For technical background on mixing principles, the mixing resources at SPX FLOW provide a useful starting point. For broader information on emulsions and dispersion science, IChemE has relevant technical material. For regulatory and formulation context in personal care and related industries, The Soap and Detergent Association also offers industry references, though the best source is always your own process data.

How to Get Better Results from the Equipment You Already Have

Some plants rush to buy a bigger mixer when what they really need is a better operating window.
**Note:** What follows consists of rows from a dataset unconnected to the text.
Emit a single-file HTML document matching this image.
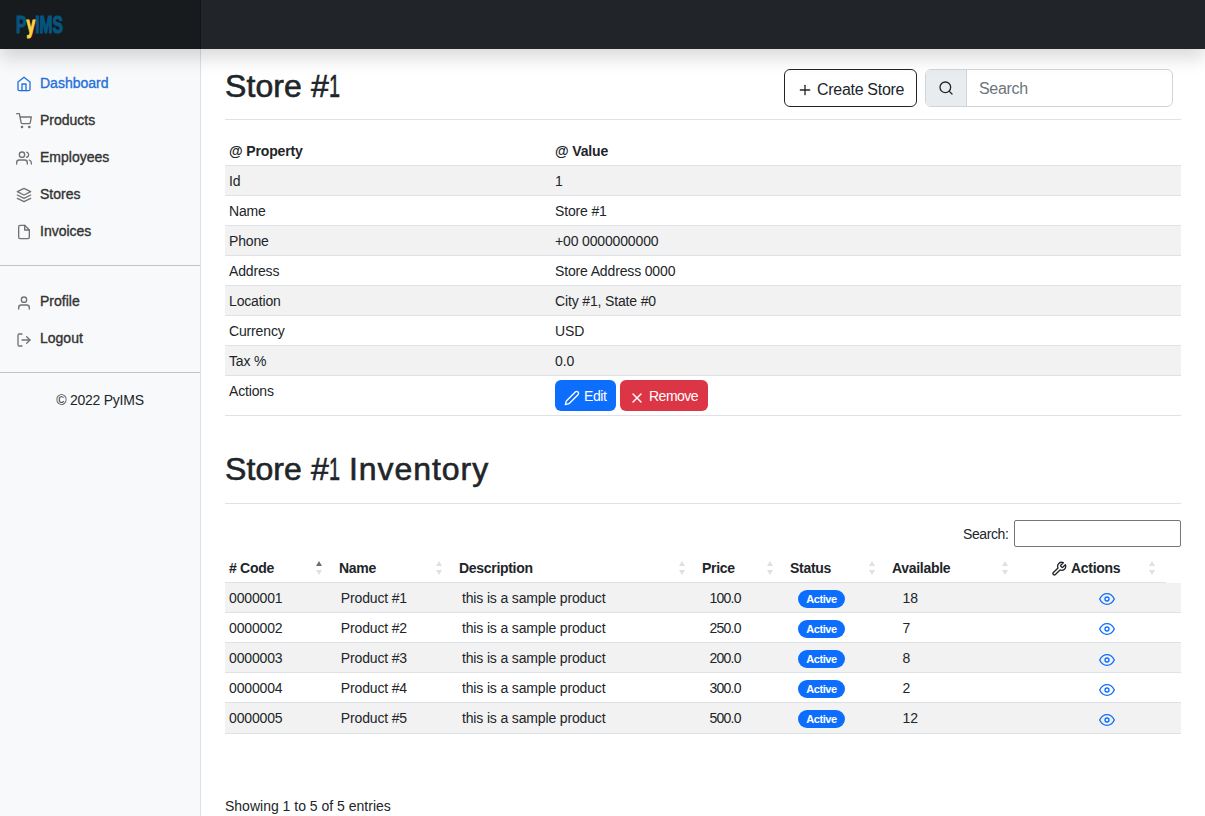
<!DOCTYPE html>
<html>
<head>
<meta charset="utf-8">
<style>
*{box-sizing:border-box;}
html,body{margin:0;padding:0;}
body{width:1205px;height:816px;overflow:hidden;position:relative;background:#fff;color:#212529;font-family:"Liberation Sans",sans-serif;font-size:14px;line-height:21px;}
.abs{position:absolute;white-space:nowrap;}
svg.fi{position:absolute;width:16px;height:16px;fill:none;stroke:currentColor;stroke-width:2;stroke-linecap:round;stroke-linejoin:round;}
#nav{position:absolute;left:0;top:0;width:1205px;height:49px;background:#212529;box-shadow:0 9px 18px rgba(0,0,0,.15);z-index:20;}
#brand{position:absolute;left:0;top:0;width:200.83px;height:49px;background:rgba(0,0,0,.25);box-shadow:inset -1px 0 0 rgba(0,0,0,.25);}
#logo{position:absolute;left:16px;top:10.7px;font-weight:bold;font-size:23.5px;line-height:28px;color:#04557f;transform-origin:0 0;transform:scaleX(0.665);white-space:nowrap;letter-spacing:0px;-webkit-text-stroke:1.2px #04557f;}
#logo .y{color:#ffd140;-webkit-text-stroke:1.2px #ffd140;}
#side{position:absolute;left:0;top:48px;width:200.83px;height:768px;background:#f8f9fa;box-shadow:inset -1px 0 0 rgba(0,0,0,.1);z-index:10;}
#sidec{position:absolute;left:0;top:0;z-index:11;}
.nl{position:absolute;left:40px;height:21px;color:#333;white-space:nowrap;-webkit-text-stroke:0.35px #333;}
.nl.active{color:#2470dc;-webkit-text-stroke:0.35px #2470dc;}
.ic{color:#727272;}
.ic.active{color:#2470dc;}
.shr{position:absolute;left:0;width:200px;height:1px;background:#c2c3c5;}
.h2{position:absolute;left:225px;font-size:32px;line-height:38px;white-space:nowrap;-webkit-text-stroke:0.6px #212529;}
.one{display:inline-block;transform:scaleX(0.62);transform-origin:0 50%;margin-right:-6.8px;}
.hr{position:absolute;left:225px;width:956px;height:1px;background:#dee2e6;}
.btn-out{position:absolute;left:784px;top:69px;width:133px;height:38px;border:1px solid #212529;border-radius:6px;background:#fff;}
.ig{position:absolute;left:925px;top:69px;width:248px;height:38px;border:1px solid #ced4da;border-radius:6px;background:#fff;overflow:hidden;}
.ig .addon{position:absolute;left:0;top:0;width:41px;height:36px;background:#e9ecef;border-right:1px solid #ced4da;}
table{border-collapse:collapse;border-spacing:0;position:absolute;left:225px;table-layout:fixed;}
td,th{padding:5px 4px 3px 4px;border-bottom:1px solid #dee2e6;text-align:left;vertical-align:top;white-space:nowrap;height:29px;letter-spacing:-0.15px;}
th{font-weight:bold;}
tr.s td{background:#f2f2f2;}
#lastr td{height:31px;}
.btn-sm{display:block;height:31px;border-radius:6px;color:#fff;}
.badge{display:inline-block;height:18px;border-radius:9px;background:#0d6efd;color:#fff;font-weight:bold;font-size:11px;line-height:18px;text-align:center;letter-spacing:-0.4px;}
</style>
</head>
<body>
<div id="nav"><div id="brand"><div id="logo">P<span class="y">y</span>IMS</div></div></div>
<div id="side"></div>
<div id="sidec"><svg class="fi ic active" viewBox="0 0 24 24" style="left:16px;top:76px;"><path d="M3 9l9-7 9 7v11a2 2 0 0 1-2 2H5a2 2 0 0 1-2-2z"/><polyline points="9 22 9 12 15 12 15 22"/></svg><div class="nl active" style="top:72.5px">Dashboard</div><svg class="fi ic" viewBox="0 0 24 24" style="left:16px;top:113px;"><circle cx="9" cy="21" r="1"/><circle cx="20" cy="21" r="1"/><path d="M1 1h4l2.68 13.39a2 2 0 0 0 2 1.61h9.72a2 2 0 0 0 2-1.61L23 6H6"/></svg><div class="nl" style="top:109.5px">Products</div><svg class="fi ic" viewBox="0 0 24 24" style="left:16px;top:150px;"><path d="M17 21v-2a4 4 0 0 0-4-4H5a4 4 0 0 0-4 4v2"/><circle cx="9" cy="7" r="4"/><path d="M23 21v-2a4 4 0 0 0-3-3.87"/><path d="M16 3.13a4 4 0 0 1 0 7.75"/></svg><div class="nl" style="top:146.5px">Employees</div><svg class="fi ic" viewBox="0 0 24 24" style="left:16px;top:187px;"><polygon points="12 2 2 7 12 12 22 7 12 2"/><polyline points="2 17 12 22 22 17"/><polyline points="2 12 12 17 22 12"/></svg><div class="nl" style="top:183.5px">Stores</div><svg class="fi ic" viewBox="0 0 24 24" style="left:16px;top:224px;"><path d="M13 2H6a2 2 0 0 0-2 2v16a2 2 0 0 0 2 2h12a2 2 0 0 0 2-2V9z"/><polyline points="13 2 13 9 20 9"/></svg><div class="nl" style="top:220.5px">Invoices</div><div class="shr" style="top:265px"></div><svg class="fi ic" viewBox="0 0 24 24" style="left:16px;top:295px;"><path d="M20 21v-2a4 4 0 0 0-4-4H8a4 4 0 0 0-4 4v2"/><circle cx="12" cy="7" r="4"/></svg><div class="nl" style="top:291px">Profile</div><svg class="fi ic" viewBox="0 0 24 24" style="left:16px;top:332px;"><path d="M9 21H5a2 2 0 0 1-2-2V5a2 2 0 0 1 2-2h4"/><polyline points="16 17 21 12 16 7"/><line x1="21" y1="12" x2="9" y2="12"/></svg><div class="nl" style="top:328px">Logout</div><div class="shr" style="top:372px"></div><div class="abs" style="left:0;top:389.5px;width:200px;text-align:center;letter-spacing:-0.25px">© 2022 PyIMS</div></div>
<div id="mainc"><div class="h2" style="top:67px;letter-spacing:0.1px">Store #<span class="one">1</span></div><div class="btn-out"></div><svg class="fi " viewBox="0 0 24 24" style="left:797px;top:82px;color:#212529;"><line x1="12" y1="5" x2="12" y2="19"/><line x1="5" y1="12" x2="19" y2="12"/></svg><div class="abs" style="left:817px;top:77.5px;font-size:16px;line-height:24px;letter-spacing:-0.3px">Create Store</div><div class="ig"><div class="addon"></div></div><svg class="fi " viewBox="0 0 24 24" style="left:938px;top:80px;color:#212529;"><circle cx="11" cy="11" r="8"/><line x1="21" y1="21" x2="16.65" y2="16.65"/></svg><div class="abs" style="left:979px;top:77px;font-size:16px;line-height:24px;color:#6c757d;letter-spacing:-0.3px">Search</div><div class="hr" style="top:119px"></div><table style="top:136px;width:956px"><colgroup><col style="width:326px"><col style="width:630px"></colgroup><tr><th>@ Property</th><th>@ Value</th></tr><tr class="s"><td>Id</td><td>1</td></tr><tr class=""><td>Name</td><td>Store #1</td></tr><tr class="s"><td>Phone</td><td>+00 0000000000</td></tr><tr class=""><td>Address</td><td>Store Address 0000</td></tr><tr class="s"><td>Location</td><td>City #1, State #0</td></tr><tr class=""><td>Currency</td><td>USD</td></tr><tr class="s"><td>Tax %</td><td>0.0</td></tr><tr><td style="height:40px">Actions</td><td style="height:40px"></td></tr></table><div class="btn-sm abs" style="left:555px;top:380px;width:61px;background:#0d6efd"></div><svg class="fi " viewBox="0 0 24 24" style="left:564px;top:390px;color:#fff;"><path d="M17 3a2.828 2.828 0 1 1 4 4L7.5 20.5 2 22l1.5-5.5L17 3z"/></svg><div class="abs" style="left:584px;top:385.5px;color:#fff;letter-spacing:-0.4px">Edit</div><div class="btn-sm abs" style="left:620px;top:380px;width:88px;background:#dc3545"></div><svg class="fi " viewBox="0 0 24 24" style="left:629px;top:390px;color:#fff;"><line x1="18" y1="6" x2="6" y2="18"/><line x1="6" y1="6" x2="18" y2="18"/></svg><div class="abs" style="left:649px;top:385.5px;color:#fff;letter-spacing:-0.5px">Remove</div><div class="h2" style="top:450px;letter-spacing:0.1px">Store #<span class="one">1</span> <span style="letter-spacing:0.95px">Inventory</span></div><div class="hr" style="top:503px"></div><div class="abs" style="left:963px;top:524px;letter-spacing:-0.4px">Search:</div><div class="abs" style="left:1014px;top:520px;width:167px;height:27px;border:1px solid #767676;border-radius:2px"></div><table style="top:553px;width:941px"><colgroup><col style="width:110px"><col style="width:120px"><col style="width:243px"><col style="width:88px"><col style="width:102px"><col style="width:132px"><col style="width:146px"></colgroup><tr><th style="letter-spacing:-0.3px"># Code</th><th style="letter-spacing:-0.3px">Name</th><th style="letter-spacing:-0.3px">Description</th><th style="letter-spacing:-0.3px">Price</th><th style="letter-spacing:-0.3px">Status</th><th style="letter-spacing:-0.3px">Available</th><th style="letter-spacing:-0.3px"></th></tr></table><svg class="fi " viewBox="0 0 24 24" style="left:1051px;top:561px;color:#212529;"><path d="M14.7 6.3a1 1 0 0 0 0 1.4l1.6 1.6a1 1 0 0 0 1.4 0l3.77-3.77a6 6 0 0 1-7.94 7.94l-6.91 6.91a2.12 2.12 0 0 1-3-3l6.91-6.91a6 6 0 0 1 7.94-7.94l-3.76 3.76z"/></svg><div class="abs" style="left:1071px;top:557.5px;font-weight:bold;letter-spacing:-0.3px">Actions</div><svg class="abs" style="left:316px;top:561px" width="6" height="5" viewBox="0 0 6 5"><polygon points="3 0 6 5 0 5" fill="#6d6d6d"/></svg><svg class="abs" style="left:316px;top:570px" width="6" height="5" viewBox="0 0 6 5"><polygon points="0 0 6 0 3 5" fill="#e0e0e0"/></svg><svg class="abs" style="left:436px;top:561px" width="6" height="5" viewBox="0 0 6 5"><polygon points="3 0 6 5 0 5" fill="#e0e0e0"/></svg><svg class="abs" style="left:436px;top:570px" width="6" height="5" viewBox="0 0 6 5"><polygon points="0 0 6 0 3 5" fill="#e0e0e0"/></svg><svg class="abs" style="left:679px;top:561px" width="6" height="5" viewBox="0 0 6 5"><polygon points="3 0 6 5 0 5" fill="#e0e0e0"/></svg><svg class="abs" style="left:679px;top:570px" width="6" height="5" viewBox="0 0 6 5"><polygon points="0 0 6 0 3 5" fill="#e0e0e0"/></svg><svg class="abs" style="left:767px;top:561px" width="6" height="5" viewBox="0 0 6 5"><polygon points="3 0 6 5 0 5" fill="#e0e0e0"/></svg><svg class="abs" style="left:767px;top:570px" width="6" height="5" viewBox="0 0 6 5"><polygon points="0 0 6 0 3 5" fill="#e0e0e0"/></svg><svg class="abs" style="left:869px;top:561px" width="6" height="5" viewBox="0 0 6 5"><polygon points="3 0 6 5 0 5" fill="#e0e0e0"/></svg><svg class="abs" style="left:869px;top:570px" width="6" height="5" viewBox="0 0 6 5"><polygon points="0 0 6 0 3 5" fill="#e0e0e0"/></svg><svg class="abs" style="left:1002px;top:561px" width="6" height="5" viewBox="0 0 6 5"><polygon points="3 0 6 5 0 5" fill="#e0e0e0"/></svg><svg class="abs" style="left:1002px;top:570px" width="6" height="5" viewBox="0 0 6 5"><polygon points="0 0 6 0 3 5" fill="#e0e0e0"/></svg><svg class="abs" style="left:1148.5px;top:561px" width="6" height="5" viewBox="0 0 6 5"><polygon points="3 0 6 5 0 5" fill="#e0e0e0"/></svg><svg class="abs" style="left:1148.5px;top:570px" width="6" height="5" viewBox="0 0 6 5"><polygon points="0 0 6 0 3 5" fill="#e0e0e0"/></svg><table style="top:583px;width:956px"><colgroup><col style="width:111.8px"><col style="width:121.2px"><col style="width:247.6px"><col style="width:89.4px"><col style="width:103.6px"><col style="width:134.1px"><col style="width:148.3px"></colgroup><tr class="s"><td>0000001</td><td>Product #1</td><td>this is a sample product</td><td style="letter-spacing:-0.8px">100.0</td><td><span class="badge" style="width:47px;vertical-align:top;position:relative;top:2px;margin-left:-1px">Active</span></td><td>18</td><td></td></tr><tr class=""><td>0000002</td><td>Product #2</td><td>this is a sample product</td><td style="letter-spacing:-0.8px">250.0</td><td><span class="badge" style="width:47px;vertical-align:top;position:relative;top:2px;margin-left:-1px">Active</span></td><td>7</td><td></td></tr><tr class="s"><td>0000003</td><td>Product #3</td><td>this is a sample product</td><td style="letter-spacing:-0.8px">200.0</td><td><span class="badge" style="width:47px;vertical-align:top;position:relative;top:2px;margin-left:-1px">Active</span></td><td>8</td><td></td></tr><tr class=""><td>0000004</td><td>Product #4</td><td>this is a sample product</td><td style="letter-spacing:-0.8px">300.0</td><td><span class="badge" style="width:47px;vertical-align:top;position:relative;top:2px;margin-left:-1px">Active</span></td><td>2</td><td></td></tr><tr class="s" id='lastr'><td>0000005</td><td>Product #5</td><td>this is a sample product</td><td style="letter-spacing:-0.8px">500.0</td><td><span class="badge" style="width:47px;vertical-align:top;position:relative;top:2px;margin-left:-1px">Active</span></td><td>12</td><td></td></tr></table><svg class="fi " viewBox="0 0 24 24" style="left:1099px;top:591px;color:#0d6efd;"><path d="M1 12s4-8 11-8 11 8 11 8-4 8-11 8-11-8-11-8z"/><circle cx="12" cy="12" r="3"/></svg><svg class="fi " viewBox="0 0 24 24" style="left:1099px;top:621px;color:#0d6efd;"><path d="M1 12s4-8 11-8 11 8 11 8-4 8-11 8-11-8-11-8z"/><circle cx="12" cy="12" r="3"/></svg><svg class="fi " viewBox="0 0 24 24" style="left:1099px;top:652px;color:#0d6efd;"><path d="M1 12s4-8 11-8 11 8 11 8-4 8-11 8-11-8-11-8z"/><circle cx="12" cy="12" r="3"/></svg><svg class="fi " viewBox="0 0 24 24" style="left:1099px;top:682px;color:#0d6efd;"><path d="M1 12s4-8 11-8 11 8 11 8-4 8-11 8-11-8-11-8z"/><circle cx="12" cy="12" r="3"/></svg><svg class="fi " viewBox="0 0 24 24" style="left:1099px;top:712px;color:#0d6efd;"><path d="M1 12s4-8 11-8 11 8 11 8-4 8-11 8-11-8-11-8z"/><circle cx="12" cy="12" r="3"/></svg><div class="abs" style="left:225px;top:796px;">Showing 1 to 5 of 5 entries</div></div>
</body>
</html>
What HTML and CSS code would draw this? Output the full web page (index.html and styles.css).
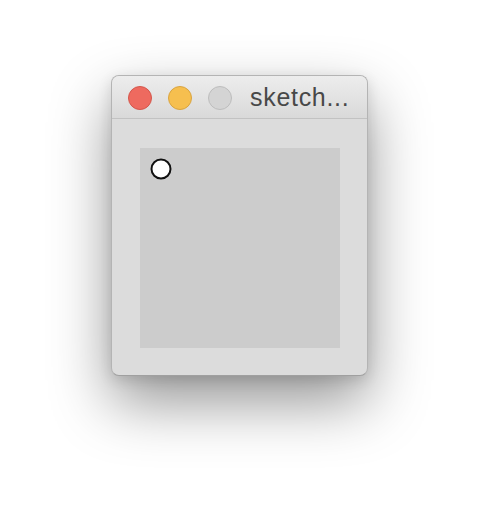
FILE: index.html
```html
<!DOCTYPE html>
<html>
<head>
<meta charset="utf-8">
<link rel="stylesheet" href="styles.css">
</head>
<body>
<div class="window">
  <div class="titlebar">
    <span class="light red"></span>
    <span class="light yellow"></span>
    <span class="light gray"></span>
    <span class="title">sketch...</span>
  </div>
  <div class="content">
    <div class="canvas">
      <svg class="dot" width="24" height="24" viewBox="0 0 24 24"><circle cx="12" cy="12" r="9.5" fill="#fff" stroke="#111" stroke-width="2"/></svg>
    </div>
  </div>
</div>
</body>
</html>
```
FILE: styles.css
```css
html, body { margin: 0; padding: 0; background: #fff; }
body { width: 480px; height: 524px; padding: 75px 0 0 111px; box-sizing: border-box; overflow: hidden; }
.window {
  width: 257px;
  height: 301px;
  box-sizing: border-box;
  border: 1px solid #b4b4b4;
  border-bottom-color: #a0a0a0;
  border-radius: 8px;
  background: #dcdcdc;
  box-shadow: 0 26px 60px rgba(0,0,0,0.42), 0 4px 14px rgba(0,0,0,0.12);
  overflow: hidden;
  display: flex;
  flex-direction: column;
}
.titlebar {
  height: 43px;
  box-sizing: border-box;
  border-bottom: 1px solid #c2c2c2;
  background: linear-gradient(#ededed, #d9d9d9);
  display: flex;
  align-items: center;
  padding: 2px 0 0 16px;
  gap: 16px;
}
.light { width: 24px; height: 24px; border-radius: 50%; box-sizing: border-box; flex: none; }
.red { background: #ee6a5f; border: 1px solid #d4574c; }
.yellow { background: #f6bf4f; border: 1px solid #d9a441; }
.gray { background: #d4d4d4; border: 1px solid #bdbdbd; }
.title {
  font-family: "Liberation Sans", Arial, sans-serif;
  font-size: 25px;
  letter-spacing: 0.7px;
  color: #484848;
  margin-left: 2px;
  margin-top: -1px;
  white-space: nowrap;
}
.content { flex: 1; display: flex; padding: 29px 0 0 28px; }
.canvas { width: 200px; height: 200px; background: #cccccc; position: relative; }
.dot { position: absolute; left: 9px; top: 9px; }
```
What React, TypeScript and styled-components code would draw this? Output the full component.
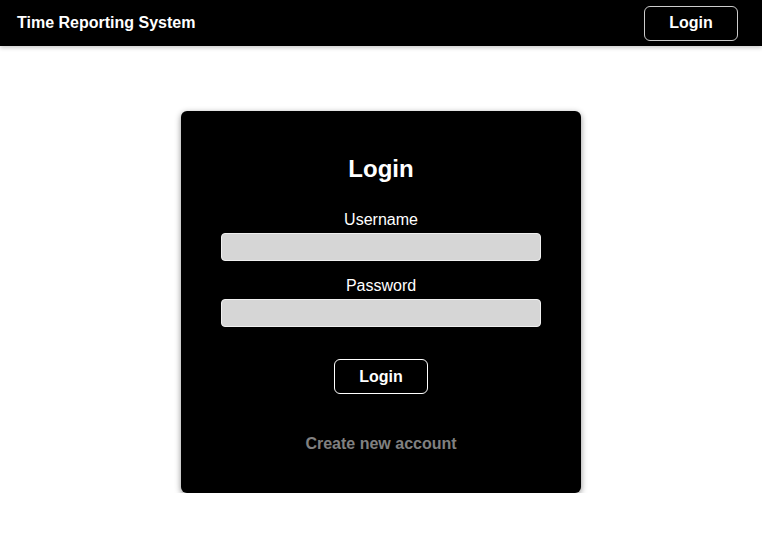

Before spending capital, it is worth checking a few basics.

1. Confirm raw material temperatures before charging.
2. Review addition order and powder feed rate.
3. Check whether the vessel has enough circulation and baffle design.
4. Measure actual batch temperature rise during mixing.
5. Compare results at different rotor speeds and residence times.
6. Inspect the head for wear or buildup if performance has drifted.

In some cases, a modest change in impeller placement, batch fill level, or recirculation path improves results more than changing the mixer itself. Engineering is often like that. The equipment matters, but so does the system around it.

Conclusion

High shear emulsifier mixers improve product stability and quality by creating the fine, uniform structure that many formulations need to survive real production and real shelf life. They help with emulsions, dispersions, powder wet-out, and viscosity development. They also introduce trade-offs in heat, wear, energy, and product sensitivity.

The best results come from treating the mixer as part of a process, not a standalone solution. When the formulation is sound, the operating window is respected, and maintenance is disciplined, high shear equipment can produce cleaner batches, fewer defects, and a more reliable product. That is what plants actually need.